■ **DATASET EXTRACT**:
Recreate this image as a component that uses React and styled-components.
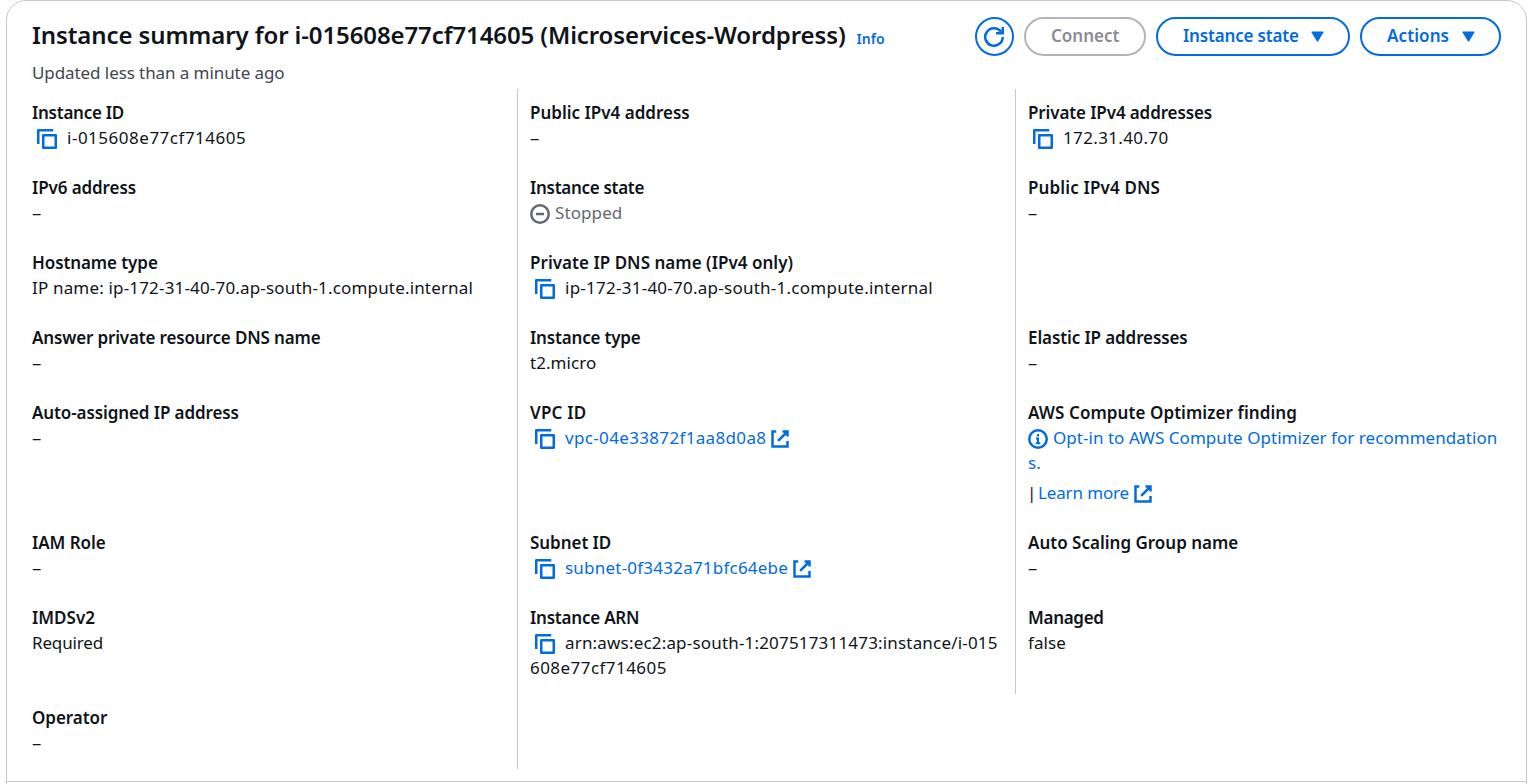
import React from "react";
import styled, { createGlobalStyle } from "styled-components";

const blue = "#006ce0";
const ink = "#0f141a";
const line = "#c6c6cd";

const GlobalStyle = createGlobalStyle`
  * { box-sizing: border-box; }
  body {
    margin: 0;
    background: #fff;
    color: ${ink};
    font-family: "Noto Sans", "Open Sans", sans-serif;
    font-size: 17px;
    line-height: 25px;
    overflow: hidden;
  }
`;

const Page = styled.main`
  height: 784px;
  padding: 0 3px 0 6px;
  overflow: hidden;
`;

const Panel = styled.section`
  height: 820px;
  border: 1px solid ${line};
  border-radius: 20px;
`;

const PanelTop = styled.div`
  height: 781px;
  padding: 16px 25px 0;
  border-bottom: 1px solid ${line};
`;

const Header = styled.header`
  display: flex;
  justify-content: space-between;
  height: 72px;
`;

const TitleRow = styled.div`
  display: flex;
  align-items: baseline;
  gap: 11px;
  height: 38px;
`;

const Title = styled.h2`
  margin: 0;
  font-size: 24px;
  font-weight: 600;
  line-height: 36px;
  letter-spacing: -0.11px;
  white-space: nowrap;
`;

const InfoLink = styled.a`
  color: ${blue};
  font-size: 14px;
  font-weight: 600;
`;

const Updated = styled.p`
  margin: 5px 0 0;
  color: #424650;
  letter-spacing: -0.08px;
`;

const Buttons = styled.div`
  display: flex;
  gap: 10px;
  height: 39px;
`;

const Button = styled.button`
  display: flex;
  align-items: center;
  justify-content: space-between;
  width: ${(p) => p.$width}px;
  height: 39px;
  padding: ${(p) => (p.$round ? "0 8px 0 7px" : "0 24px 0 25px")};
  border: 2px solid ${(p) => (p.disabled ? "#b4b4bb" : blue)};
  border-radius: 20px;
  background: #fff;
  color: ${(p) => (p.disabled ? "#8c8c94" : blue)};
  font: 600 17px/25px "Noto Sans", "Open Sans", sans-serif;
  letter-spacing: ${(p) => p.$track || 0}px;
  white-space: nowrap;
`;

const ButtonText = styled.span`
  margin-bottom: 2px;
`;

const Grid = styled.div`
  display: grid;
  grid-template-columns: 486px 498px 1fr;
  grid-template-rows: repeat(4, 75px) 130px 75px 100px 75px;
`;

const Cell = styled.div`
  min-width: 0;
  padding: 11px 0 0 ${(p) => (p.$first ? 0 : 12)}px;
  border-right: ${(p) => (p.$rule ? `1px solid ${line}` : "0")};
`;

const Label = styled.div`
  font-weight: 600;
  letter-spacing: ${(p) => p.$track || 0}px;
  white-space: nowrap;
`;

const Value = styled.div`
  display: flex;
  height: 25px;
  margin-top: ${(p) => p.$gap || 0}px;
  color: ${(p) => (p.$muted ? "#656871" : ink)};
  white-space: nowrap;
`;

const Text = styled.span`
  letter-spacing: ${(p) => p.$track || 0}px;
`;

const DashText = styled.span`
  font-size: 18.5px;
  line-height: 25px;
`;

const Link = styled.a`
  color: ${blue};
  letter-spacing: ${(p) => p.$track || 0}px;
`;

const Separator = styled.span`
  width: 11px;
  margin-left: -1px;
`;

const Icon = styled.svg`
  flex: none;
  width: 20px;
  height: 20px;
  margin: ${(p) => p.$margin || "0"};
  fill: none;
  stroke: currentColor;
  stroke-width: 2;
`;

const CopyButton = styled.span`
  display: flex;
  padding: 4px 10px 0 5px;
  color: ${blue};
`;

const LinkIcon = styled.span`
  display: flex;
  padding: 4px 0 0 4px;
  color: ${blue};
`;

const Caret = styled.svg`
  width: 13px;
  height: 11px;
  fill: currentColor;
`;

const Copy = () => (
  <CopyButton>
    <Icon viewBox="0 0 16 16" strokeLinejoin="round">
      <path d="M1 12V1h12" />
      <path d="M5 5h10v10H5z" />
    </Icon>
  </CopyButton>
);

const External = () => (
  <LinkIcon>
    <Icon viewBox="0 0 16 16">
      <path d="M10 2h4v4M6.5 9.5 14 2M14 9.5V14H2V2h3" />
    </Icon>
  </LinkIcon>
);

const Refresh = () => (
  <Icon viewBox="0 0 16 16">
    <path d="M15 8a7 7 0 1 1-1.4-4.2M9.6 5H15V0" />
  </Icon>
);

const Stopped = () => (
  <Icon viewBox="0 0 16 16" $margin="4px 5px 0 0">
    <circle cx="8" cy="8" r="7" />
    <path d="M4.8 8h6.4" />
  </Icon>
);

const InfoIcon = () => (
  <Icon viewBox="0 0 16 16" $margin="4px 5px 0 0">
    <circle cx="8" cy="8" r="7" />
    <path d="M8 4v2M6.4 7.6H8v3.9M6.2 11.4h3.6" strokeWidth="1.7" />
  </Icon>
);

const Down = () => (
  <Caret viewBox="0 0 13 11">
    <path d="M1.1.5h10.8q1 .1.5 1.1L7.3 10q-.8 1-1.6 0L.6 1.6Q.1.6 1.1.5z" />
  </Caret>
);

const Dash = () => (
  <Value>
    <DashText>–</DashText>
  </Value>
);

const Field = ({ label, track, col, children }) => (
  <Cell $first={col === 1} $rule={col !== 3}>
    <Label $track={track}>{label}</Label>
    {children || <Dash />}
  </Cell>
);

export default function App() {
  return (
    <Page>
      <GlobalStyle />
      <Panel>
        <PanelTop>
          <Header>
            <div>
              <TitleRow>
                <Title>Instance summary for i-015608e77cf714605 (Microservices-Wordpress)</Title>
                <InfoLink>Info</InfoLink>
              </TitleRow>
              <Updated>Updated less than a minute ago</Updated>
            </div>
            <Buttons>
              <Button $width={39} $round aria-label="Refresh"><Refresh /></Button>
              <Button $width={122} disabled><ButtonText>Connect</ButtonText></Button>
              <Button $width={194} $track={-0.17}><ButtonText>Instance state</ButtonText><Down /></Button>
              <Button $width={141} $track={0.1}><ButtonText>Actions</ButtonText><Down /></Button>
            </Buttons>
          </Header>
          <Grid>
            <Field col={1} label="Instance ID" track={-0.26}>
              <Value><Copy /><Text $track={0.51}>i-015608e77cf714605</Text></Value>
            </Field>
            <Field col={2} label="Public IPv4 address" />
            <Field col={3} label="Private IPv4 addresses" track={-0.12}>
              <Value><Copy /><Text $track={0.36}>172.31.40.70</Text></Value>
            </Field>

            <Field col={1} label="IPv6 address" track={-0.1} />
            <Field col={2} label="Instance state" track={-0.29}>
              <Value $muted><Stopped /><Text $track={0.1}>Stopped</Text></Value>
            </Field>
            <Field col={3} label="Public IPv4 DNS" track={0.14} />

            <Field col={1} label="Hostname type" track={-0.09}>
              <Value><Text $track={0.17}>IP name: ip-172-31-40-70.ap-south-1.compute.internal</Text></Value>
            </Field>
            <Field col={2} label="Private IP DNS name (IPv4 only)" track={0.03}>
              <Value><Copy /><Text $track={0.25}>ip-172-31-40-70.ap-south-1.compute.internal</Text></Value>
            </Field>
            <Cell />

            <Field col={1} label="Answer private resource DNS name" track={-0.15} />
            <Field col={2} label="Instance type" track={-0.18}>
              <Value><Text $track={0.06}>t2.micro</Text></Value>
            </Field>
            <Field col={3} label="Elastic IP addresses" track={-0.11} />

            <Field col={1} label="Auto-assigned IP address" track={-0.1} />
            <Field col={2} label="VPC ID" track={0.2}>
              <Value><Copy /><Link $track={0.34}>vpc-04e33872f1aa8d0a8</Link><External /></Value>
            </Field>
            <Field col={3} label="AWS Compute Optimizer finding" track={0.07}>
              <Value><Link><InfoIcon /></Link><Link $track={0.04}>Opt-in to AWS Compute Optimizer for recommendation</Link></Value>
              <Value><Link>s.</Link></Value>
              <Value $gap={5}><Separator>|</Separator><Link $track={-0.14}>Learn more</Link><External /></Value>
            </Field>

            <Field col={1} label="IAM Role" track={-0.05} />
            <Field col={2} label="Subnet ID" track={-0.05}>
              <Value><Copy /><Link $track={0.22}>subnet-0f3432a71bfc64ebe</Link><External /></Value>
            </Field>
            <Field col={3} label="Auto Scaling Group name" />

            <Field col={1} label="IMDSv2">
              <Value><Text $track={-0.15}>Required</Text></Value>
            </Field>
            <Field col={2} label="Instance ARN" track={-0.22}>
              <Value><Copy /><Text $track={0.18}>arn:aws:ec2:ap-south-1:207517311473:instance/i-015</Text></Value>
              <Value><Text $track={0.45}>608e77cf714605</Text></Value>
            </Field>
            <Field col={3} label="Managed" track={-0.3}>
              <Value><Text $track={0.1}>false</Text></Value>
            </Field>

            <Field col={1} label="Operator" track={-0.05} />
          </Grid>
        </PanelTop>
      </Panel>
    </Page>
  );
}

■ **TASK PROMPT**: Identify every line above that includes the word "components", and show those lines.

■ **WORKED ANSWER**:
Recreate this image as a component that uses React and styled-components.
import styled, { createGlobalStyle } from "styled-components";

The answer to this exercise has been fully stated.